» SUPPLIED INFORMATION
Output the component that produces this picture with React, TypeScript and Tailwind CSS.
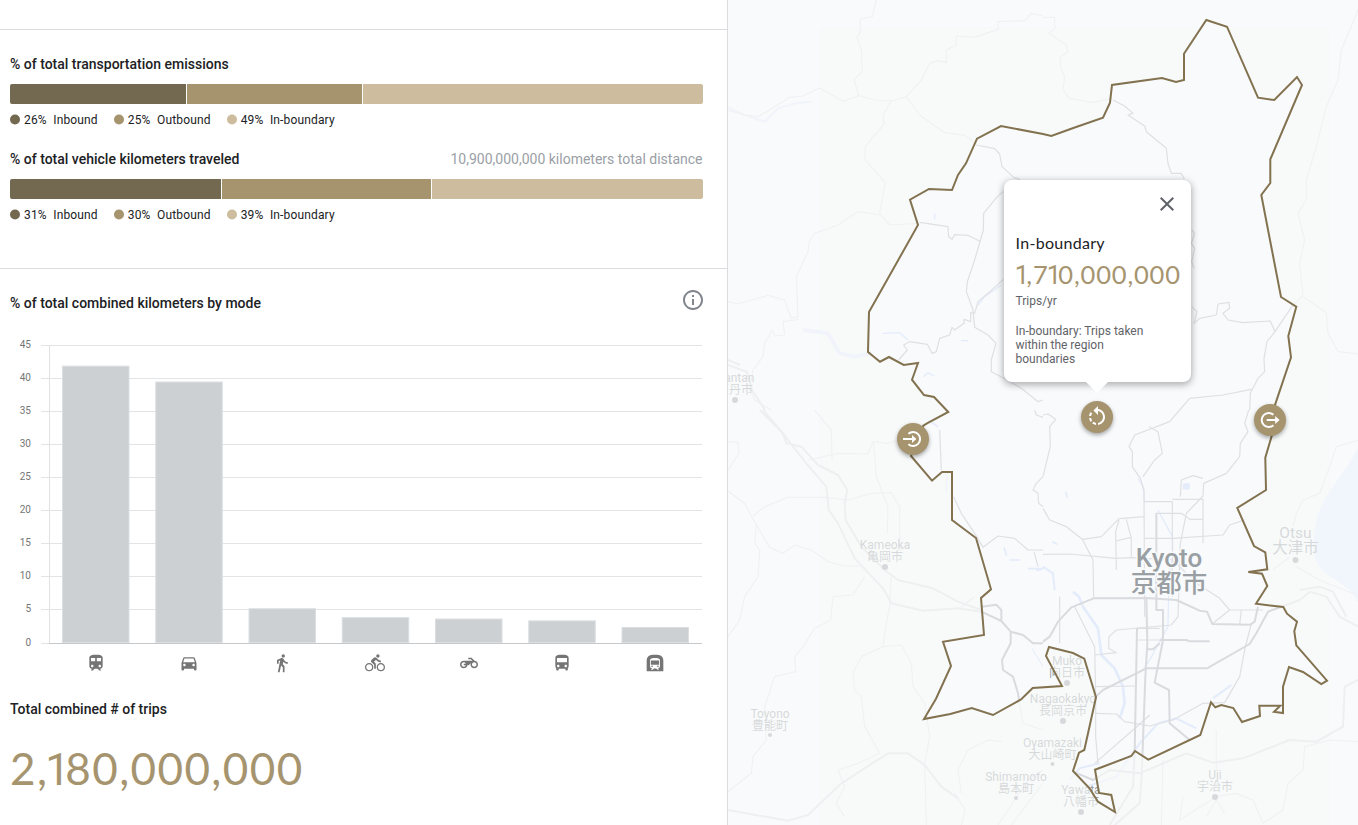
import React from "react";
import {
  MdClose,
  MdDirectionsBike,
  MdDirectionsBus,
  MdDirectionsCar,
  MdDirectionsWalk,
  MdInfoOutline,
  MdRotateLeft,
  MdSubway,
  MdTrain,
} from "react-icons/md";

type Share = { pct: string; label: string; dot: string };

function Legend({ items }: { items: Share[] }) {
  return (
    <div className="mt-2 flex h-4 items-center gap-4 text-[12px] leading-4 tracking-[0.15px] text-[#202124]">
      {items.map((it) => (
        <div key={it.label} className="flex items-center">
          <span className={"mr-1 h-2.5 w-2.5 -translate-y-[0.5px] rounded-full " + it.dot} />
          <span className="w-[29.25px]">{it.pct}</span>
          <span>{it.label}</span>
        </div>
      ))}
    </div>
  );
}

function shares(a: string, b: string, c: string): Share[] {
  return [
    { pct: a, label: "Inbound", dot: "bg-[#736951]" },
    { pct: b, label: "Outbound", dot: "bg-[#a6946f]" },
    { pct: c, label: "In-boundary", dot: "bg-[#cdbd9e]" },
  ];
}

/* Wide round figures with a narrow, foot-less numeral one. */
function Figure({ value }: { value: string }) {
  return (
    <span className="font-['Lato',sans-serif] tracking-[0.032em]">
      {value.split("").map((ch, i) =>
        ch === "1" ? (
          <span key={i} className="-ml-[0.07em] -mr-[0.14em] font-['Roboto',sans-serif]">
            1
          </span>
        ) : (
          ch
        ),
      )}
    </span>
  );
}

function Motorcycle() {
  return (
    <svg width="18" height="18" viewBox="0 0 24 24" fill="currentColor">
      <path d="M19.44 9.03L15.41 5H11v2h3.59l2 2H5c-2.8 0-5 2.2-5 5s2.2 5 5 5c2.46 0 4.45-1.69 4.9-4h1.65l2.77-2.77c-.21.54-.32 1.14-.32 1.77 0 2.8 2.2 5 5 5s5-2.2 5-5c0-2.65-1.97-4.77-4.56-4.97zM7.82 15C7.4 16.15 6.28 17 5 17c-1.63 0-3-1.37-3-3s1.37-3 3-3c1.28 0 2.4.85 2.82 2H5v2h2.82zM19 17c-1.66 0-3-1.34-3-3s1.34-3 3-3 3 1.34 3 3-1.34 3-3 3z" />
    </svg>
  );
}

const modes = [
  { v: 41.9, icon: <MdTrain size={20} /> },
  { v: 39.5, icon: <MdDirectionsCar size={20} /> },
  { v: 5.25, icon: <MdDirectionsWalk size={20} /> },
  { v: 3.9, icon: <MdDirectionsBike size={20} /> },
  { v: 3.7, icon: <Motorcycle /> },
  { v: 3.42, icon: <MdDirectionsBus size={20} /> },
  { v: 2.42, icon: <MdSubway size={20} /> },
];

const ticks = [45, 40, 35, 30, 25, 20, 15, 10, 5, 0];

function Chart() {
  const y = (v: number) => 303 - v * 6.62;
  const line = (v: number) => (v === 0 ? 303 : 269 - (v - 5) * 6.6);
  return (
    <svg width="727" height="312" viewBox="0 0 727 312" className="block">
      {ticks.map((t) => (
        <g key={t}>
          <rect x="41" y={line(t)} width="661" height="1" fill="#e3e4e6" />
          <text x="31" y={line(t) + 3} textAnchor="end" fontSize="10" className="font-['Roboto',sans-serif]" fill="#757575">
            {t}
          </text>
        </g>
      ))}
      <rect x="49" y="5" width="1" height="298" fill="#dfe1e3" />
      {modes.map((m, i) => (
        <rect
          key={i}
          x={62.5 + i * 93.25}
          y={y(m.v) + 0.5}
          width="66.5"
          height={302 - y(m.v)}
          fill="#ccd0d3"
          stroke="#dcdfe1"
          strokeWidth="1"
        />
      ))}
      <rect x="49" y="303" width="653" height="1" fill="#c6c9cb" />
    </svg>
  );
}

const region =
  "M1206.3 20L1227 26.7L1258 97.7L1274.3 100L1297 77L1302 85L1270.3 159.3V183L1261.3 195L1281 297L1296.3 306.7L1288.3 336L1291 357.3L1275 405L1271.7 436L1265.3 457.7L1266 490L1237.3 508L1254 546L1265.3 552.3L1267.3 569.3L1248.3 572L1262 573.7L1267.3 586L1256 603.7L1283.3 607L1287 613.7L1297 621.7L1294.3 631.3L1296.3 645.3L1327 680.7L1321.3 684L1303 672L1289 667L1283 686.7V713L1274 711.7L1280.3 705.7H1259.3L1260 716L1242 722L1233.3 708L1221.3 705L1215.3 707.3L1211 702.3L1200.3 735L1148.3 759.7L1135 751L1131.3 756L1095 769.7L1099 793L1111.3 795L1115 812L1098 801.7L1089.3 788L1073 771L1079 752.7L1084.3 750L1096 697.3L1084.3 658.7L1073 653L1049 647L1046 656L1062 686L1032.7 688L1021.3 699.3L993 715L971.7 708L950.3 714L924 719L936 698.7L951 666L943 641.7L984 635L981 598L991 589.3L976 538L952 520V472H942L932 480.7L911 456L923.3 425.7L927 423.3L948.3 412L934 397L924 395L912 379.7L918 363L903.7 365L889 357L880 361.7L868 352L869 312L918 225L910 199.7L929 189L952 190L958 175L966 163.3L977 138.7L1001 126L1043 134L1051.3 136L1074 127.7L1103 117.7L1110 102.7L1112 85L1162 78L1176 82L1184 80V53.7Z";

type Place = { x: number; y: number; en: string; ja: string; size?: number; ja2?: number; dot?: number };

const places: Place[] = [
  { x: 885, y: 549, en: "Kameoka", ja: "亀岡市", dot: 567 },
  { x: 770, y: 718, en: "Toyono", ja: "豊能町", dot: 735 },
  { x: 1016, y: 781, en: "Shimamoto", ja: "島本町", dot: 798 },
  { x: 1052.5, y: 747, en: "Oyamazaki", ja: "大山崎町", dot: 764 },
  { x: 1063, y: 703, en: "Nagaokakyo", ja: "長岡京市", dot: 721 },
  { x: 1067, y: 665, en: "Muko", ja: "向日市", dot: 683 },
  { x: 1081, y: 794, en: "Yawata", ja: "八幡市", dot: 812 },
  { x: 1215, y: 779, en: "Uji", ja: "宇治市", dot: 797 },
  { x: 735, y: 382, en: "Nantan", ja: "南丹市", dot: 400 },
  { x: 1295.5, y: 537.5, en: "Otsu", ja: "大津市", size: 15.5, ja2: 15.5, dot: 560 },
];

function MapCanvas() {
  return (
    <svg width="630" height="825" viewBox="728 0 630 825" className="block bg-[#f8fafc]" fill="none" strokeLinejoin="round">
      <path d="M819 27H1330V825H819Z" fill="#f7faf8" />
      <path d={region} fill="#f8fafc" />
      <path d="M1358 448C1345 475 1322 494 1316 522C1312 545 1312 560 1323 571C1336 582 1350 586 1358 602Z" fill="#e4edff" />

      {/* rivers and ponds */}
      <g stroke="#e4ecfb">
        <g transform="translate(1043 410) scale(0.33333)" strokeWidth="5">
          <path d="M90 545L108 560L120 590L165 655L175 735L215 775L240 830L245 880L230 925" strokeWidth="8" />
          <path d="M285 205L300 230L305 275M345 300L388 380L390 440L378 500L375 650L320 750L300 780" strokeWidth="4" />
          <path d="M0 470L30 490L35 540M80 1110L110 1075L170 1060M345 940L400 925L460 955M510 865L565 825" strokeWidth="6" />
          <path d="M90 1085L130 1130L220 1100L290 1000L345 940" strokeWidth="6" />
          <path d="M422 222h16v14h-16zM68 245l5 18M28 395l15 8" fill="#e4ecfb" strokeWidth="5" />
        </g>
        <g transform="translate(728 410) scale(0.33333)" strokeWidth="5">
          <path d="M828 412l8 25M845 450h33M900 476h45l-20 6M657 190L655 250M600 30l30 20" />
          <path d="M912 715L945 770" strokeWidth="3" />
        </g>
        <g transform="translate(728 0) scale(0.33333)" strokeWidth="4">
          <path d="M225 990L300 1000L335 1060L380 1070L430 1060" strokeWidth="12" />
          <path d="M0 322L50 345L110 365L150 325L200 310L250 305" strokeWidth="7" />
          <path d="M465 1000L515 998L540 1020M750 915L770 890L820 855M700 1022h20M586 1130L600 1118L618 1128M620 640v18" />
        </g>
      </g>

      {/* local roads */}
      <g stroke="#dfe0e4">
        <g transform="translate(728 0) scale(0.33333)" strokeWidth="3.6">
          <path d="M445 0L433 50L397 57V95L387 112L400 150L403 215L378 238L392 287L440 300L490 303L535 290L575 345L650 398L710 406L745 432" />
          <path d="M535 290L580 240L605 190L630 182L655 188V150L685 135V108L740 112L810 88V65L890 62L910 40L945 48" />
          <path d="M0 330L50 345L90 350L125 330L185 292L225 288L275 264L345 304L390 288M490 303L465 345L468 372L412 440L410 478L472 548L455 640L485 675L570 670" />
          <path d="M455 645L390 635L330 675L260 700L245 720L240 755L205 830L210 950L190 955L170 900L120 886L30 912L0 905" />
          <path d="M212 958L165 965L170 1005L140 1008L133 990L110 1030L105 1070L75 1110L65 1165L80 1200L130 1230" />
          <path d="M745 435L800 446L815 462L822 500L858 533L876 538" />
          <path d="M825 575L806 592L767 640L766 690L740 780L718 845L715 875L735 930L740 982L780 1005L804 1030L790 1080V1115L828 1135L880 1165L930 1205L945 1200" />
          <path d="M575 667L660 680L662 710L672 718L680 704L720 706L758 725" />
          <path d="M826 838L780 880L750 905L740 940L728 938V965L708 958V970L680 990L672 982L665 1005L635 1015L625 1055L612 1060L598 1033L545 1025L527 1035L538 1050L512 1080" />
        </g>
        <g transform="translate(1043 0) scale(0.33333)" strokeWidth="3.6">
          <path d="M210 300L245 318L270 340L255 345L305 378L310 395L370 445L375 490L385 520L415 520L424 538" />
          <path d="M446 690L455 700L445 730L455 745L446 785L453 805M446 920L462 935L453 970L470 955L520 945L525 912L558 907L560 925L540 940L555 960L600 968L682 963L696 995" />
          <path d="M745 922L696 995L672 1025L663 1075L665 1115L645 1135L622 1180L620 1230M410 1230L440 1195L540 1185L625 1168" />
          <path d="M0 52H35V85L18 100L70 135L75 155L52 170V200L65 230L60 270L80 295L150 308L205 295" />
          <path d="M945 30L895 150L885 240L850 320L820 440L790 540V600L765 640L785 720L770 790L780 885L745 922M780 890L850 938L855 1000L885 1055L945 1062" />
        </g>
        <g transform="translate(1043 410) scale(0.33333)" strokeWidth="3.6">
          <path d="M0 15L15 12L38 28L20 50L22 110L0 200M0 295L20 330L70 350L118 388L150 450L152 562" />
          <path d="M617 0L605 40L615 65L592 100L590 140L550 190L482 220L480 258L430 310L412 400L405 620L385 645L220 660L198 680L197 715L220 728L155 735" />
          <path d="M410 0L380 35L275 75L258 110L268 125V170L292 205L303 240L305 620M318 50L345 65L358 130L335 150L300 200" />
          <path d="M303 275H388V560M388 268H480V400M412 260L415 210L450 197L480 205M338 310H415L440 328H478M303 320L228 326L175 380L118 388M228 330L218 365L220 480M250 328L265 385V440M218 393L265 382M305 385H390L540 375L560 345L610 328" />
          <path d="M0 433L80 432L220 445L265 443L390 450L460 520L530 565L560 600H660M560 600L510 640M595 600L590 645" />
          <path d="M95 590L155 710L158 850V980L165 1060M280 655H350M282 690H350M158 830L280 828M155 910L220 912L245 935L320 948L390 930L480 880L545 878L590 800L605 720L625 640" />
          <path d="M155 1060L270 960L320 915M50 560V700" />
          <path d="M760 310L780 270L830 250L860 170L880 110L945 90M760 310L750 350M760 470L830 510L940 555M690 480L740 440" />
          <path d="M520 960V1080M360 1050L355 1245M520 1170L490 1220M520 1170L545 1210M420 1160L410 1230L520 1160L580 1150L630 1170L660 1240L720 1200L735 1120L780 1080L785 1010L860 990L945 995" />
        </g>
        <g transform="translate(728 410) scale(0.33333)" strokeWidth="3.6">
          <path d="M635 60L640 180M677 260L700 310L740 370L765 412L810 378L860 385L900 420H945M918 425L930 470M945 200L925 220L915 240L930 250L932 280L945 290M920 0L925 15L945 22" />
          <path d="M0 243L50 280L85 345L125 412L165 430L200 405L250 420L300 455L350 468H400M85 345L80 400L95 420L90 500L50 560L35 630L0 680" />
          <path d="M75 318L110 290L180 262L290 262L360 270L430 250L490 248L515 290V420L540 400M240 150L330 130L420 132L435 95L480 100L510 90L580 45M437 100L445 200L480 290L478 370" />
          <path d="M410 500L375 555L315 560L308 630L260 655L225 710L200 740L203 785L140 800L110 890L115 990L75 1040L70 1090L0 1145" />
          <path d="M490 500L485 590L475 640L465 710L400 740L375 790L380 840L400 860L410 950L455 1030L390 1060L330 1080L350 1130L325 1180L350 1220M465 710L520 705L550 760L555 830L590 880L605 980L590 1060L595 1245" />
          <path d="M0 95L30 97L33 130L0 180M260 0L310 60L312 150M945 960L885 940L870 850M700 1150L690 1080L720 1020L780 990L820 995" />
          <path d="M700 1245L712 1200L690 1165L680 1150M850 1245L945 1120M810 1245L900 1110L945 1080M740 560L700 590" />
        </g>
      </g>

      {/* trunk roads */}
      <g stroke="#d9dbdf">
        <g transform="translate(1043 410) scale(0.33333)" strokeWidth="6">
          <path d="M0 695L20 680L45 635L85 592L152 565L310 564L400 570L470 602L492 605L508 642L622 644L635 635L645 590" />
          <path d="M158 860L180 840L310 775H492L620 702L640 670L675 605L770 570L800 545L850 560L890 620L945 650" />
          <path d="M310 565L313 700L307 800L296 1100L290 1180L215 1245M282 655L275 1030L270 1130L200 1245" />
          <path d="M340 310V600H360V690L335 818L378 840L380 940L440 990M350 690L430 690L440 694H500M313 718H330L350 700" />
          <path d="M90 1085L150 1110L200 1080L290 1090L430 1030L510 1058L600 1045L740 990L820 995L900 950L905 830L945 810M770 540L830 530L870 545L910 620" />
        </g>
        <g transform="translate(728 410) scale(0.33333)" strokeWidth="6">
          <path d="M760 605L820 633M760 590L805 584L820 600V633L848 665L885 675L915 700L945 700M848 667V700L822 750L825 780L855 800L870 850L873 868" />
          <path d="M105 0L165 70L175 100L220 110L270 165L330 195L358 240L350 280L353 330L400 410L470 480L510 510L615 535L690 575L760 600" />
          <path d="M95 0L160 65L235 160L295 230L302 300L330 340L380 445L465 535L490 580L585 602L690 595L760 605" />
          <path d="M0 1200L180 1232L240 1215L340 1120L480 1030H540L590 1065L640 1130L690 1165" />
        </g>
        <path d="M728 365L747 372L752 390L765 410M728 360L740 365" strokeWidth="2" />
      </g>

      {/* place names */}
      <g textAnchor="middle" className="font-['Roboto','Noto_Sans_CJK_JP',sans-serif]" fill="#9a9fa3">
        {places.map((p) => (
          <g key={p.en}>
            <text x={p.x} y={p.y} fontSize={p.size ?? 12}>
              {p.en}
            </text>
            <text x={p.x} y={p.y + (p.size ? 15.5 : 12)} fontSize={p.ja2 ?? 12}>
              {p.ja}
            </text>
            <circle cx={p.x} cy={p.dot} r={p.en === "Toyono" || p.en === "Shimamoto" || p.en === "Oyamazaki" ? 2 : 3} />
          </g>
        ))}
      </g>
      <path d={"M728 0H1358V825H728Z" + region} fillRule="evenodd" fill="#f9fbfa" fillOpacity="0.64" />
      <g textAnchor="middle" className="font-['Roboto','Noto_Sans_CJK_JP',sans-serif] font-medium" fill="#999fa3" stroke="#f8fafc" strokeWidth="3" paintOrder="stroke">
        <text x="1169" y="567" fontSize="26">Kyoto</text>
        <text x="1169" y="592" fontSize="25.5">京都市</text>
      </g>
      <path d={region} stroke="#82724f" strokeWidth="2" strokeLinejoin="miter" />
    </svg>
  );
}

const pin = "absolute flex h-8 w-8 items-center justify-center rounded-full bg-[#a6946f] text-white shadow-[0_2px_4px_rgba(0,0,0,0.35)]";

export default function App() {
  return (
    <div className="flex h-[825px] w-[1358px] overflow-hidden bg-white font-['Roboto',sans-serif] text-[#202124]">
      <main className="h-full w-[728px] shrink-0 border-r border-[#dadce0]">
        <div className="h-[30px] border-b border-[#dadce0]" />
        <section className="h-[239px] border-b border-[#dadce0] pl-2.5 pr-6 pt-6">
          <h2 className="text-[14px] font-medium leading-5">% of total transportation emissions</h2>
          <div className="mt-2.5 grid h-5 w-[693px] grid-cols-[176px_175px_340px] gap-px overflow-hidden rounded-[2px]">
            <div className="bg-[#736951]" />
            <div className="bg-[#a6946f]" />
            <div className="bg-[#cdbd9e]" />
          </div>
          <Legend items={shares("26%", "25%", "49%")} />
          <div className="mt-[21px] flex items-center justify-between pr-[0.5px] leading-5">
            <h2 className="text-[14px] font-medium">% of total vehicle kilometers traveled</h2>
            <p className="text-[14px] text-[#9aa0a6]">10,900,000,000 kilometers total distance</p>
          </div>
          <div className="mt-2.5 grid h-5 w-[693px] grid-cols-[211px_209px_271px] gap-px overflow-hidden rounded-[2px]">
            <div className="bg-[#736951]" />
            <div className="bg-[#a6946f]" />
            <div className="bg-[#cdbd9e]" />
          </div>
          <Legend items={shares("31%", "30%", "39%")} />
        </section>
        <section>
          <div className="flex h-[71px] items-start justify-between pl-2.5 pr-[22px] pt-[19px]">
            <h2 className="pt-[5px] text-[14px] font-medium leading-5">% of total combined kilometers by mode</h2>
            <MdInfoOutline size={24} className="text-[#80868b]" />
          </div>
          <Chart />
          <div className="ml-[49px] grid h-[22px] w-[653px] grid-cols-7 items-center justify-items-center text-[#757575]">
            {modes.map((m, i) => (
              <span key={i}>{m.icon}</span>
            ))}
          </div>
        </section>
        <section className="pl-2.5 pt-[25px]">
          <h2 className="text-[14px] font-medium leading-5">Total combined # of trips</h2>
          <p className="mt-[21px] text-[44px] leading-[56px] text-[#a6946f]">
            <Figure value="2,180,000,000" />
          </p>
        </section>
      </main>

      <aside className="relative h-full w-[630px] shrink-0 overflow-hidden">
        <MapCanvas />
        <div className={pin + " left-[169px] top-[423px]"}>
          <svg width="32" height="32" viewBox="-16 -16 32 32" fill="none" stroke="currentColor" strokeWidth="2">
            <path d="M-4.6 -5.2A7 7 0 1 1 -4.6 5.2M-10 0H2" />
            <path d="M-1 -4L3.4 0L-1 4Z" fill="currentColor" stroke="none" />
          </svg>
        </div>
        <div className={pin + " left-[353px] top-[401px]"}>
          <MdRotateLeft size={24} />
        </div>
        <div className={pin + " left-[526px] top-[404px]"}>
          <svg width="32" height="32" viewBox="-16 -16 32 32" fill="none" stroke="currentColor" strokeWidth="2">
            <path d="M3.4 -5.2A7 7 0 1 0 3.4 5.2M-3.3 0H8" />
            <path d="M5.2 -4L9.6 0L5.2 4Z" fill="currentColor" stroke="none" />
          </svg>
        </div>

        <div className="absolute left-[275.5px] top-[180px] h-[202px] w-[187px] rounded-lg bg-white px-3 shadow-[0_2px_7px_1px_rgba(0,0,0,0.3)]">
          <div className="flex justify-end pt-3">
            <MdClose size={24} className="text-[#5f6368]" />
          </div>
          <h3 className="mt-[17px] font-['Lato',sans-serif] text-[16px] leading-5 tracking-[0.3px]">In-boundary</h3>
          <p className="mt-[7px] whitespace-nowrap pl-px text-[25.5px] leading-7 text-[#a6946f]">
            <Figure value="1,710,000,000" />
          </p>
          <p className="mt-1 text-[12px] leading-4 text-[#5f6368]">Trips/yr</p>
          <p className="mt-[15px] w-[140px] text-[12px] leading-[14px] text-[#5f6368]">
            In-boundary: Trips taken within the region boundaries
          </p>
          <svg className="absolute left-[81.5px] top-[202px]" width="24" height="12" viewBox="0 0 24 12">
            <path d="M1 0H23L12 11Z" fill="#fff" />
          </svg>
        </div>
      </aside>
    </div>
  );
}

» THE EXERCISE
In the data above, please extract the lines from the first one through the line with "string; label: string;", exactly, and keep pictures out.

» EXERCISE SOLUTION
Output the component that produces this picture with React, TypeScript and Tailwind CSS.
import React from "react";
import {
  MdClose,
  MdDirectionsBike,
  MdDirectionsBus,
  MdDirectionsCar,
  MdDirectionsWalk,
  MdInfoOutline,
  MdRotateLeft,
  MdSubway,
  MdTrain,
} from "react-icons/md";

type Share = { pct: string; label: string; dot: string };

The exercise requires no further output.